+++ Records to use
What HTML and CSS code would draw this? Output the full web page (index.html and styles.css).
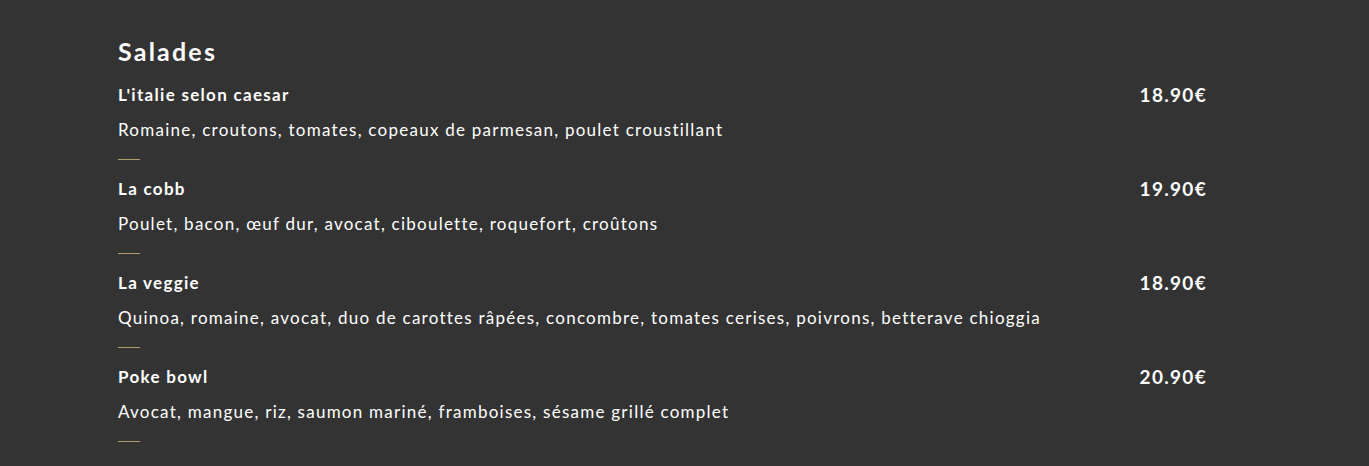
FILE: index.html
```html
<!DOCTYPE html>
<html lang="fr">
<head>
<meta charset="utf-8">
<link rel="stylesheet" href="styles.css">
</head>
<body>
<section class="menu">
  <h2 class="menu-title">Salades</h2>
  <div class="item">
    <div class="item-head"><h3 class="item-name">L'italie selon caesar</h3><span class="item-price">18.90€</span></div>
    <p class="item-desc">Romaine, croutons, tomates, copeaux de parmesan, poulet croustillant</p>
    <div class="item-rule"></div>
  </div>
  <div class="item">
    <div class="item-head"><h3 class="item-name">La cobb</h3><span class="item-price">19.90€</span></div>
    <p class="item-desc">Poulet, bacon, œuf dur, avocat, ciboulette, roquefort, croûtons</p>
    <div class="item-rule"></div>
  </div>
  <div class="item">
    <div class="item-head"><h3 class="item-name">La veggie</h3><span class="item-price">18.90€</span></div>
    <p class="item-desc">Quinoa, romaine, avocat, duo de carottes râpées, concombre, tomates cerises, poivrons, betterave chioggia</p>
    <div class="item-rule"></div>
  </div>
  <div class="item">
    <div class="item-head"><h3 class="item-name">Poke bowl</h3><span class="item-price">20.90€</span></div>
    <p class="item-desc">Avocat, mangue, riz, saumon mariné, framboises, sésame grillé complet</p>
    <div class="item-rule"></div>
  </div>
</section>
</body>
</html>
```

FILE: styles.css
```css
html, body {
  margin: 0;
  padding: 0;
  background: #333333;
  color: #ffffff;
  font-family: Lato, "Open Sans", sans-serif;
}
.menu {
  width: 1089px;
  margin: 0 0 0 118px;
  padding-top: 34px;
}
.menu-title {
  margin: 0 0 15px;
  font-size: 25px;
  font-weight: 700;
  letter-spacing: 2.2px;
  line-height: 34px;
}
.item {
  margin-bottom: 17px;
}
.item-head {
  display: flex;
  justify-content: space-between;
  align-items: center;
}
.item-name {
  margin: 0;
  font-size: 17px;
  font-weight: 700;
  letter-spacing: 1.3px;
  line-height: 24px;
}
.item-price {
  font-size: 19px;
  font-weight: 700;
  letter-spacing: 1.3px;
  line-height: 24px;
}
.item-desc {
  margin: 11px 0 0;
  font-size: 17px;
  letter-spacing: 1.25px;
  line-height: 24px;
}
.item-rule {
  width: 22px;
  height: 1px;
  background: #b39a6b;
  margin-top: 17px;
}
```
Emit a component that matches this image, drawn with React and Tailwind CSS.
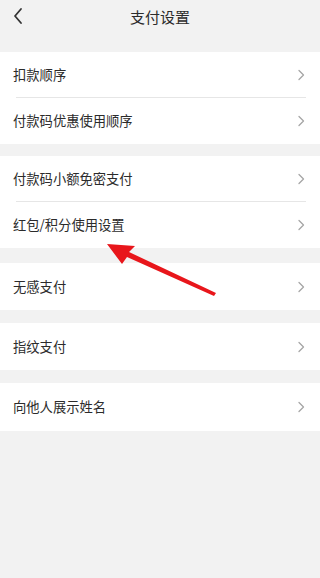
import React from "react";

function Chevron() {
  return (
    <svg width="8" height="12" viewBox="0 0 8 12" className="shrink-0">
      <path d="M2 1.5 L6.5 6 L2 10.5" fill="none" stroke="#a6a6a6" strokeWidth="1.3" strokeLinecap="round" strokeLinejoin="round" />
    </svg>
  );
}

function Row({ label, divider, h = "h-[46px]" }) {
  return (
    <div className={`relative flex items-center justify-between pl-[13px] pr-[15px] ${h}`}>
      <span className="text-[13.3px] text-[#2b2b2b]">{label}</span>
      <Chevron />
      {divider && <div className="absolute bottom-0 left-[16px] right-[14px] h-px bg-[#e6e6e6]" />}
    </div>
  );
}

export default function App() {
  return (
    <div
      className="relative w-full h-[578px] bg-[#f2f2f2] overflow-hidden"
      style={{ fontFamily: '"Noto Sans CJK SC", "Noto Sans", sans-serif' }}
    >
      <div className="relative h-[34px] flex items-center justify-center">
        <svg width="12" height="18" viewBox="0 0 12 18" className="absolute left-[12px] top-[7px]">
          <path d="M9 2 L3 9 L9 16" fill="none" stroke="#333333" strokeWidth="1.8" strokeLinecap="round" strokeLinejoin="round" />
        </svg>
        <span className="text-[15px] text-[#2b2b2b]">支付设置</span>
      </div>

      <div className="mt-[18px] bg-white">
        <Row label="扣款顺序" divider />
        <Row label="付款码优惠使用顺序" />
      </div>

      <div className="mt-[12px] bg-white">
        <Row label="付款码小额免密支付" divider />
        <Row label="红包/积分使用设置" />
      </div>

      <div className="mt-[15px] bg-white">
        <Row label="无感支付" h="h-[47px]" />
      </div>

      <div className="mt-[13px] bg-white">
        <Row label="指纹支付" h="h-[47px]" />
      </div>

      <div className="mt-[13px] bg-white">
        <Row label="向他人展示姓名" h="h-[48px]" />
      </div>

      <svg className="absolute left-0 top-0 pointer-events-none" width="302" height="578" viewBox="0 0 302 578">
        <polygon
          points="107,244 135,246 129,252 216,293 214,296 127,257 122,264"
          fill="#e8161b"
        />
      </svg>
    </div>
  );
}
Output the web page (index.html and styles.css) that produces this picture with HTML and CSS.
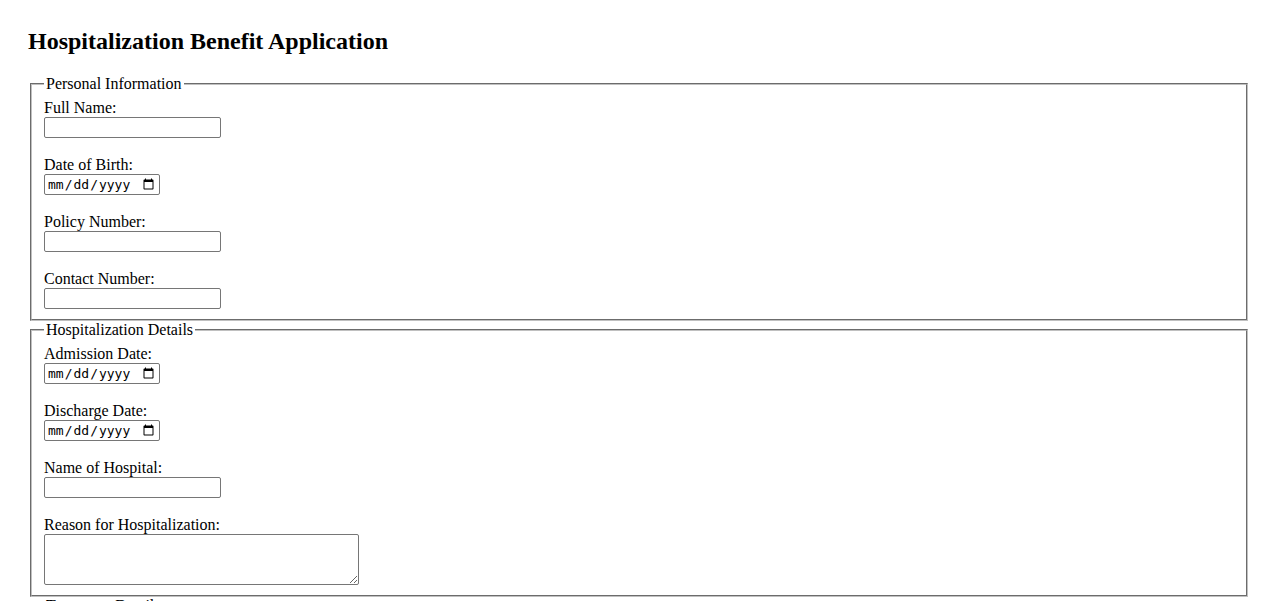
++++++
▶ [Work instructions]:
Pictures are to be left out; repeat all the remaining data exactly.

▶ [Task solution]:
What HTML and CSS code would draw this? Output the full web page (index.html and styles.css).
FILE: index.html
```html
<!DOCTYPE html>
<html lang="fr">
<head>
<meta charset="utf-8">
<link rel="stylesheet" href="styles.css">
</head>
<body>
<section class="menu">
  <h2 class="menu-title">Salades</h2>
  <div class="item">
    <div class="item-head"><h3 class="item-name">L'italie selon caesar</h3><span class="item-price">18.90€</span></div>
    <p class="item-desc">Romaine, croutons, tomates, copeaux de parmesan, poulet croustillant</p>
    <div class="item-rule"></div>
  </div>
  <div class="item">
    <div class="item-head"><h3 class="item-name">La cobb</h3><span class="item-price">19.90€</span></div>
    <p class="item-desc">Poulet, bacon, œuf dur, avocat, ciboulette, roquefort, croûtons</p>
    <div class="item-rule"></div>
  </div>
  <div class="item">
    <div class="item-head"><h3 class="item-name">La veggie</h3><span class="item-price">18.90€</span></div>
    <p class="item-desc">Quinoa, romaine, avocat, duo de carottes râpées, concombre, tomates cerises, poivrons, betterave chioggia</p>
    <div class="item-rule"></div>
  </div>
  <div class="item">
    <div class="item-head"><h3 class="item-name">Poke bowl</h3><span class="item-price">20.90€</span></div>
    <p class="item-desc">Avocat, mangue, riz, saumon mariné, framboises, sésame grillé complet</p>
    <div class="item-rule"></div>
  </div>
</section>
</body>
</html>
```

FILE: styles.css
```css
html, body {
  margin: 0;
  padding: 0;
  background: #333333;
  color: #ffffff;
  font-family: Lato, "Open Sans", sans-serif;
}
.menu {
  width: 1089px;
  margin: 0 0 0 118px;
  padding-top: 34px;
}
.menu-title {
  margin: 0 0 15px;
  font-size: 25px;
  font-weight: 700;
  letter-spacing: 2.2px;
  line-height: 34px;
}
.item {
  margin-bottom: 17px;
}
.item-head {
  display: flex;
  justify-content: space-between;
  align-items: center;
}
.item-name {
  margin: 0;
  font-size: 17px;
  font-weight: 700;
  letter-spacing: 1.3px;
  line-height: 24px;
}
.item-price {
  font-size: 19px;
  font-weight: 700;
  letter-spacing: 1.3px;
  line-height: 24px;
}
.item-desc {
  margin: 11px 0 0;
  font-size: 17px;
  letter-spacing: 1.25px;
  line-height: 24px;
}
.item-rule {
  width: 22px;
  height: 1px;
  background: #b39a6b;
  margin-top: 17px;
}
```
Emit a component that matches this image, drawn with React and Tailwind CSS.
import React from "react";

function Chevron() {
  return (
    <svg width="8" height="12" viewBox="0 0 8 12" className="shrink-0">
      <path d="M2 1.5 L6.5 6 L2 10.5" fill="none" stroke="#a6a6a6" strokeWidth="1.3" strokeLinecap="round" strokeLinejoin="round" />
    </svg>
  );
}

function Row({ label, divider, h = "h-[46px]" }) {
  return (
    <div className={`relative flex items-center justify-between pl-[13px] pr-[15px] ${h}`}>
      <span className="text-[13.3px] text-[#2b2b2b]">{label}</span>
      <Chevron />
      {divider && <div className="absolute bottom-0 left-[16px] right-[14px] h-px bg-[#e6e6e6]" />}
    </div>
  );
}

export default function App() {
  return (
    <div
      className="relative w-full h-[578px] bg-[#f2f2f2] overflow-hidden"
      style={{ fontFamily: '"Noto Sans CJK SC", "Noto Sans", sans-serif' }}
    >
      <div className="relative h-[34px] flex items-center justify-center">
        <svg width="12" height="18" viewBox="0 0 12 18" className="absolute left-[12px] top-[7px]">
          <path d="M9 2 L3 9 L9 16" fill="none" stroke="#333333" strokeWidth="1.8" strokeLinecap="round" strokeLinejoin="round" />
        </svg>
        <span className="text-[15px] text-[#2b2b2b]">支付设置</span>
      </div>

      <div className="mt-[18px] bg-white">
        <Row label="扣款顺序" divider />
        <Row label="付款码优惠使用顺序" />
      </div>

      <div className="mt-[12px] bg-white">
        <Row label="付款码小额免密支付" divider />
        <Row label="红包/积分使用设置" />
      </div>

      <div className="mt-[15px] bg-white">
        <Row label="无感支付" h="h-[47px]" />
      </div>

      <div className="mt-[13px] bg-white">
        <Row label="指纹支付" h="h-[47px]" />
      </div>

      <div className="mt-[13px] bg-white">
        <Row label="向他人展示姓名" h="h-[48px]" />
      </div>

      <svg className="absolute left-0 top-0 pointer-events-none" width="302" height="578" viewBox="0 0 302 578">
        <polygon
          points="107,244 135,246 129,252 216,293 214,296 127,257 122,264"
          fill="#e8161b"
        />
      </svg>
    </div>
  );
}
Output the web page (index.html and styles.css) that produces this picture with HTML and CSS.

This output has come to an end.